DATA PROVIDED
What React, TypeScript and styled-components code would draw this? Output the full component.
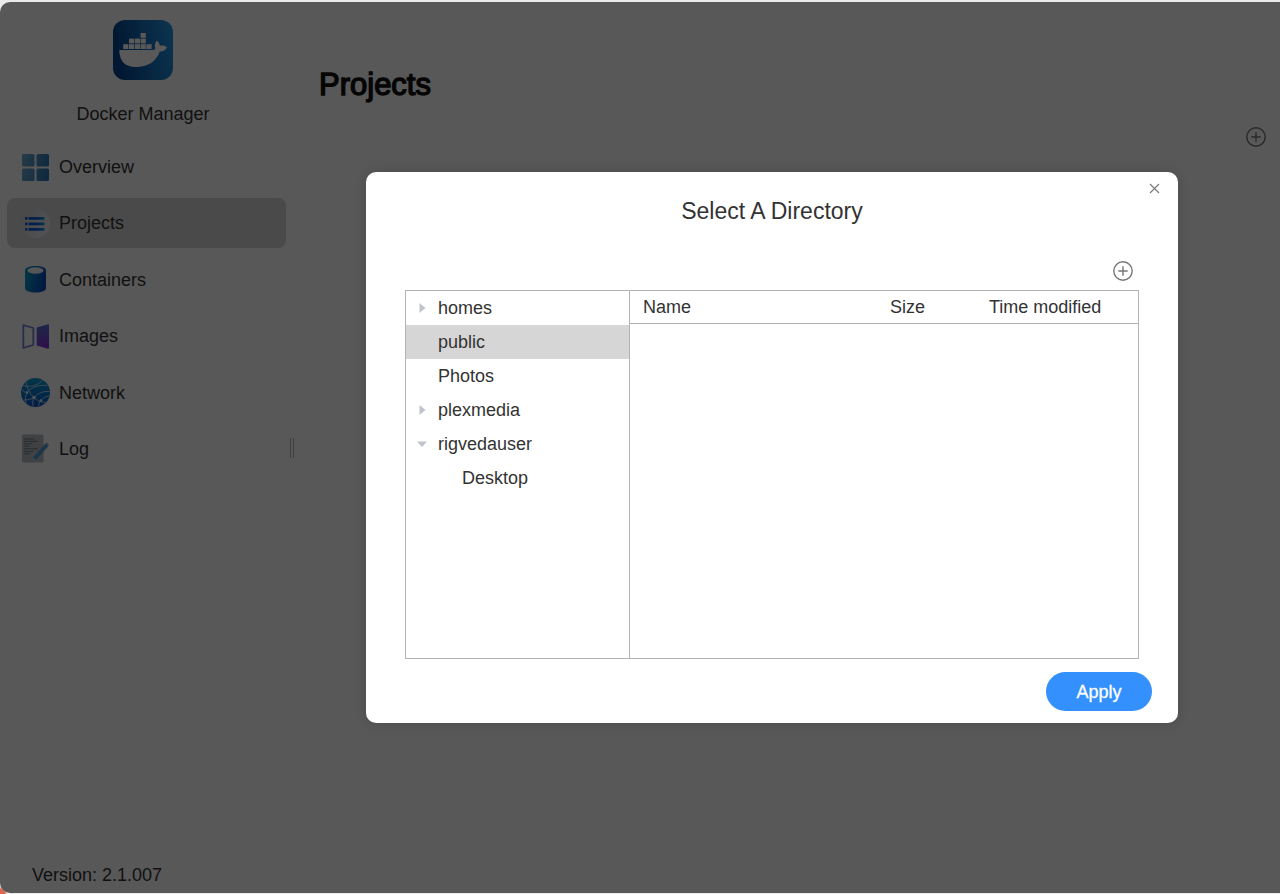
import React from "react";
import styled, { createGlobalStyle } from "styled-components";

const GlobalStyle = createGlobalStyle`
  *, *::before, *::after { box-sizing: border-box; }
  html, body, #root { height: 100%; }
  body {
    margin: 0;
    background: #e9eaea;
    color: #333;
    font: 18px/24px "Liberation Sans", Arial, sans-serif;
  }
  button, a { font: inherit; color: inherit; text-decoration: none; }
  button { border: 0; padding: 0; background: none; cursor: pointer; }
  svg { display: block; flex: none; }
`;

const Frame = styled.div`
  min-height: 100%;
  padding: 2px 0 1px;
  display: flex;
  background: radial-gradient(circle at bottom left, #dd6650 5px, transparent 7px);
`;

const Shell = styled.div`
  position: relative;
  flex: 1;
  display: flex;
  background: #fbfbfb;
  border-radius: 10px 0 0 10px;
  overflow: hidden;
`;

const Sidebar = styled.aside`
  width: 286px;
  display: flex;
  flex-direction: column;
  padding: 18px 0 6px 7px;
`;

const Brand = styled.div`
  display: flex;
  flex-direction: column;
  align-items: center;
  gap: 22px;
  padding-right: 7px;
`;

const Menu = styled.nav`
  display: flex;
  flex-direction: column;
  justify-content: space-between;
  height: 332px;
  margin-top: 16px;
`;

const MenuItem = styled.a<{ $active?: boolean }>`
  display: flex;
  align-items: center;
  gap: 9px;
  height: 50px;
  padding: 0 14px;
  border-radius: 8px;
  background: ${(p) => (p.$active ? "#d4d4d4" : "transparent")};
`;

const Version = styled.div`
  margin-top: auto;
  padding-left: 25px;
`;

const Splitter = styled.div`
  align-self: center;
  width: 4px;
  height: 20px;
  margin-left: 4px;
  border: solid #b4b4b4;
  border-width: 0 1px;
`;

const Main = styled.main`
  flex: 1;
  display: flex;
  flex-direction: column;
  padding: 63px 14px 0 25px;
`;

const PageTitle = styled.h1`
  margin: 0;
  font-size: 31px;
  line-height: 40px;
  font-weight: 400;
  color: #111;
  -webkit-text-stroke: 1.4px #111;
`;

const IconButton = styled.button`
  display: flex;
  align-self: flex-end;
  color: #777;
`;

const PageActions = styled.div`
  display: flex;
  justify-content: flex-end;
  margin-top: 22px;
`;

const Overlay = styled.div`
  position: absolute;
  inset: 0;
  display: flex;
  justify-content: center;
  align-items: flex-start;
  padding: 170px 102px 0 366px;
  background: rgba(0, 0, 0, 0.65);
`;

const Dialog = styled.section`
  flex: 1;
  max-width: 812px;
  display: flex;
  flex-direction: column;
  border-radius: 10px;
  padding: 9px 39px 12px;
  background: #fff;
  box-shadow: 0 0 12px rgba(0, 0, 0, 0.15);
`;

const CloseButton = styled(IconButton)`
  margin-right: -23px;
`;

const DialogTitle = styled.h2`
  margin: 0;
  font-size: 23px;
  line-height: 30px;
  font-weight: 400;
  text-align: center;
`;

const DialogActions = styled.div`
  display: flex;
  justify-content: flex-end;
  padding: 35px 6px 9px;
`;

const Browser = styled.div`
  display: flex;
  height: 369px;
  border: 1px solid #b3b3b3;
`;

const Tree = styled.ul`
  list-style: none;
  margin: 0;
  padding: 0;
  width: 224px;
  border-right: 1px solid #b3b3b3;
`;

const TreeRow = styled.li<{ $level?: number; $selected?: boolean }>`
  display: flex;
  align-items: center;
  gap: 8px;
  height: 34px;
  padding-left: ${(p) => 8 + (p.$level ?? 0) * 24}px;
  background: ${(p) => (p.$selected ? "#d6d6d6" : "transparent")};
`;

const Caret = styled.span`
  width: 16px;
  display: flex;
  justify-content: center;
`;

const Files = styled.div`
  flex: 1;
`;

const FileTable = styled.table`
  width: 100%;
  table-layout: fixed;
  border-collapse: collapse;
`;

const HeadCell = styled.th<{ $width?: string }>`
  width: ${(p) => p.$width ?? "auto"};
  height: 32px;
  padding: 0 0 0 13px;
  border-bottom: 1px solid #b3b3b3;
  font-weight: 400;
  text-align: left;
`;

const ApplyButton = styled.button`
  align-self: flex-end;
  width: 106px;
  height: 39px;
  margin: 13px -13px 0 0;
  border-radius: 20px;
  background: #3490fd;
  color: #fff;
  -webkit-text-stroke: 0.3px #fff;
`;

const DockerLogo = () => (
  <svg width="60" height="60" viewBox="0 0 60 60" aria-hidden="true">
    <defs>
      <linearGradient id="dock" x1="0" y1="0.2" x2="1" y2="0">
        <stop offset="0" stopColor="#06458f" />
        <stop offset="1" stopColor="#2497e6" />
      </linearGradient>
    </defs>
    <rect width="60" height="60" rx="12" fill="url(#dock)" />
    <g fill="#fff">
      <rect x="27.6" y="13" width="5.2" height="4.8" />
      <rect x="16" y="18.6" width="5.2" height="4.8" />
      <rect x="21.8" y="18.6" width="5.2" height="4.8" />
      <rect x="27.6" y="18.6" width="5.2" height="4.8" />
      <rect x="10.2" y="24.2" width="5.2" height="4.8" />
      <rect x="16" y="24.2" width="5.2" height="4.8" />
      <rect x="21.8" y="24.2" width="5.2" height="4.8" />
      <rect x="27.6" y="24.2" width="5.2" height="4.8" />
      <rect x="33.4" y="24.2" width="5.2" height="4.8" />
      <path d="M6.3 30H40c2-.2 2.500-1 2.200-2.300-.7-2.700-.2-5 1.500-7.300 2 1.500 3 3.200 3.100 5.400 2.600-.5 5-.2 7.200 1.400-1.300 3-3.700 4.300-7.200 4.300C43 42 34.500 47 23 47 11.500 47 6.300 40.500 6.300 30z" />
    </g>
  </svg>
);

const OverviewIcon = () => (
  <svg width="29" height="29" viewBox="0 0 29 29" aria-hidden="true">
    <defs>
      <linearGradient id="ov" gradientUnits="userSpaceOnUse" x1="0" y1="10" x2="29" y2="16">
        <stop offset="0" stopColor="#6ba9cf" />
        <stop offset="1" stopColor="#2a72b0" />
      </linearGradient>
    </defs>
    <g fill="url(#ov)">
      <rect x="1" y="1" width="12.500" height="12.500" rx="1.500" />
      <rect x="15.500" y="1" width="12.500" height="12.500" rx="1.500" />
      <rect x="1" y="15.500" width="12.500" height="12.500" rx="1.500" />
      <rect x="15.500" y="15.500" width="12.500" height="12.500" rx="1.500" />
    </g>
  </svg>
);

const ProjectsIcon = () => (
  <svg width="29" height="29" viewBox="0 0 29 29" aria-hidden="true">
    <defs>
      <linearGradient id="pc" x1="0" y1="0" x2="1" y2="0.500">
        <stop offset="0" stopColor="#c6cad2" />
        <stop offset="1" stopColor="#ececf0" />
      </linearGradient>
      <linearGradient id="pl" gradientUnits="userSpaceOnUse" x1="4" y1="0" x2="24" y2="0">
        <stop offset="0" stopColor="#0b4ccc" />
        <stop offset="0.600" stopColor="#0b5cd8" />
        <stop offset="1" stopColor="#109be0" />
      </linearGradient>
    </defs>
    <circle cx="14.500" cy="14.500" r="14.500" fill="url(#pc)" />
    <g fill="url(#pl)">
      <rect x="4" y="8" width="2.500" height="2.800" rx="1" />
      <rect x="4" y="13.500" width="2.500" height="2.800" rx="1" />
      <rect x="4" y="19" width="2.500" height="2.800" rx="1" />
      <rect x="7.500" y="8" width="16" height="2.800" rx="0.500" />
      <rect x="7.500" y="13.500" width="16" height="2.800" rx="0.500" />
      <rect x="7.500" y="19" width="16" height="2.800" rx="0.500" />
    </g>
  </svg>
);

const ContainersIcon = () => (
  <svg width="29" height="29" viewBox="0 0 29 29" aria-hidden="true">
    <defs>
      <linearGradient id="ct" x1="0" y1="0" x2="1" y2="0.300">
        <stop offset="0" stopColor="#08a3c8" />
        <stop offset="1" stopColor="#0648b8" />
      </linearGradient>
    </defs>
    <path d="M4 5.500C4 2.500 8.500 1 14.500 1S25 2.500 25 5.500v17.500c0 2.800-4.500 4.500-10.500 4.500S4 25.800 4 23z" fill="url(#ct)" />
    <ellipse cx="14.500" cy="5.500" rx="8" ry="3.200" fill="#f4f8fa" />
  </svg>
);

const ImagesIcon = () => (
  <svg width="29" height="29" viewBox="0 0 29 29" aria-hidden="true">
    <defs>
      <linearGradient id="im" x1="0" y1="0" x2="0.200" y2="1">
        <stop offset="0" stopColor="#5078d2" />
        <stop offset="1" stopColor="#8432d2" />
      </linearGradient>
    </defs>
    <path d="M2.300 3.200 12.300 6v17L2.300 25.800z" fill="none" stroke="#7a7fdc" strokeWidth="1.800" strokeLinejoin="round" />
    <path d="M27 2.200c.6-.1 1 .2 1 .8v23c0 .6-.4.900-1 .8l-10.500-3c-.5-.1-.8-.5-.8-1V6.200c0-.5.300-.9.800-1z" fill="url(#im)" />
  </svg>
);

const NetworkIcon = () => (
  <svg width="29" height="29" viewBox="0 0 29 29" aria-hidden="true">
    <defs>
      <linearGradient id="nw" x1="0" y1="0" x2="0" y2="1">
        <stop offset="0" stopColor="#0899d0" />
        <stop offset="1" stopColor="#0a55c4" />
      </linearGradient>
    </defs>
    <circle cx="14.500" cy="14.500" r="14.500" fill="url(#nw)" />
    <g fill="none" stroke="#d5e8f5" strokeWidth="0.800">
      <path d="M2 7.500C8 9.500 17 8 21.500 2" />
      <path d="M5 4c1 7 4 12 8 15.500 4.500 4 8 5 11.500 4.500" />
      <path d="M6 14.500C9 10 17 6.500 26 7.500" />
      <path d="M.5 11c1.500 2.500 3.500 3.500 5.500 3.500C4.500 18 4 21 5 25.500" />
      <path d="M13 19.500c4-4.500 9-6.500 15.500-6" />
      <path d="M3 22c4 0 7.500-1 10-2.500-1.500 3-1.500 6-1 9" />
      <path d="M20 22.500c2-2.500 4.500-4 8-4.500M20 22.500c-1.500 1.500-2.500 3.500-2.500 5.500" />
    </g>
    <g fill="#e5f2fa">
      <circle cx="6" cy="14.500" r="1.300" />
      <circle cx="13" cy="19.500" r="1.700" />
      <circle cx="20" cy="22.500" r="1.300" />
    </g>
  </svg>
);

const LogIcon = () => (
  <svg width="29" height="29" viewBox="0 0 29 29" aria-hidden="true">
    <rect x="1" y="0.500" width="21.500" height="28" rx="1.500" fill="#b4bbc0" />
    <path d="M3 5h10M3 7.300h14M3 9.700h8M3 12h6M3 14.800h14M3 17.300h9M3 19.700h6" stroke="#727b82" strokeWidth="1" />
    <path d="m12 23.500 12.500-14 3 2.500-12.500 14-3.500 1z" fill="#4c9aca" />
    <path d="m24 10 2-1.500 2 2L26.700 12z" fill="#78b8da" />
    <path d="m12 23.500 3 2.500-3.500 1z" fill="#b8d6e4" />
  </svg>
);

const PlusCircle = () => (
  <svg width="20" height="20" viewBox="0 0 20 20" fill="none" stroke="currentColor" strokeWidth="1.400" aria-hidden="true">
    <circle cx="10" cy="10" r="9.200" />
    <path d="M10 5.300v9.400M5.300 10h9.400" />
  </svg>
);

const CloseIcon = () => (
  <svg width="15" height="15" viewBox="0 0 15 15" fill="none" stroke="currentColor" strokeWidth="1.100" aria-hidden="true">
    <path d="m3 3 9 9M12 3l-9 9" />
  </svg>
);

const CaretIcon = ({ open }: { open?: boolean }) => (
  <svg width="10" height="10" viewBox="0 0 10 10" fill="#c0c4cc" aria-hidden="true">
    <path d={open ? "M0 2.500h10L5 8z" : "M2.500 0v10L8.500 5z"} />
  </svg>
);

const menu = [
  { label: "Overview", Icon: OverviewIcon },
  { label: "Projects", Icon: ProjectsIcon, active: true },
  { label: "Containers", Icon: ContainersIcon },
  { label: "Images", Icon: ImagesIcon },
  { label: "Network", Icon: NetworkIcon },
  { label: "Log", Icon: LogIcon },
];

const folders: { name: string; caret?: "open" | "closed"; selected?: boolean; level?: number }[] = [
  { name: "homes", caret: "closed" },
  { name: "public", selected: true },
  { name: "Photos" },
  { name: "plexmedia", caret: "closed" },
  { name: "rigvedauser", caret: "open" },
  { name: "Desktop", level: 1 },
];

export default function App() {
  return (
    <Frame>
      <GlobalStyle />
      <Shell>
        <Sidebar>
          <Brand>
            <DockerLogo />
            <span>Docker Manager</span>
          </Brand>
          <Menu>
            {menu.map(({ label, Icon, active }) => (
              <MenuItem key={label} href="#" $active={active}>
                <Icon />
                {label}
              </MenuItem>
            ))}
          </Menu>
          <Version>Version: 2.1.007</Version>
        </Sidebar>
        <Splitter />
        <Main>
          <PageTitle>Projects</PageTitle>
          <PageActions>
            <IconButton aria-label="Add project"><PlusCircle /></IconButton>
          </PageActions>
        </Main>
        <Overlay>
          <Dialog role="dialog" aria-labelledby="dialog-title">
            <CloseButton aria-label="Close"><CloseIcon /></CloseButton>
            <DialogTitle id="dialog-title">Select A Directory</DialogTitle>
            <DialogActions>
              <IconButton aria-label="New folder"><PlusCircle /></IconButton>
            </DialogActions>
            <Browser>
              <Tree>
                {folders.map((f) => (
                  <TreeRow key={f.name} $level={f.level} $selected={f.selected}>
                    <Caret>{f.caret && <CaretIcon open={f.caret === "open"} />}</Caret>
                    {f.name}
                  </TreeRow>
                ))}
              </Tree>
              <Files>
                <FileTable>
                  <thead>
                    <tr>
                      <HeadCell>Name</HeadCell>
                      <HeadCell $width="99px">Size</HeadCell>
                      <HeadCell $width="162px">Time modified</HeadCell>
                    </tr>
                  </thead>
                </FileTable>
              </Files>
            </Browser>
            <ApplyButton>Apply</ApplyButton>
          </Dialog>
        </Overlay>
      </Shell>
    </Frame>
  );
}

CHALLENGE
Across the data, tally the lines containing "React" and give back the number alone.

ANSWER IN FULL
2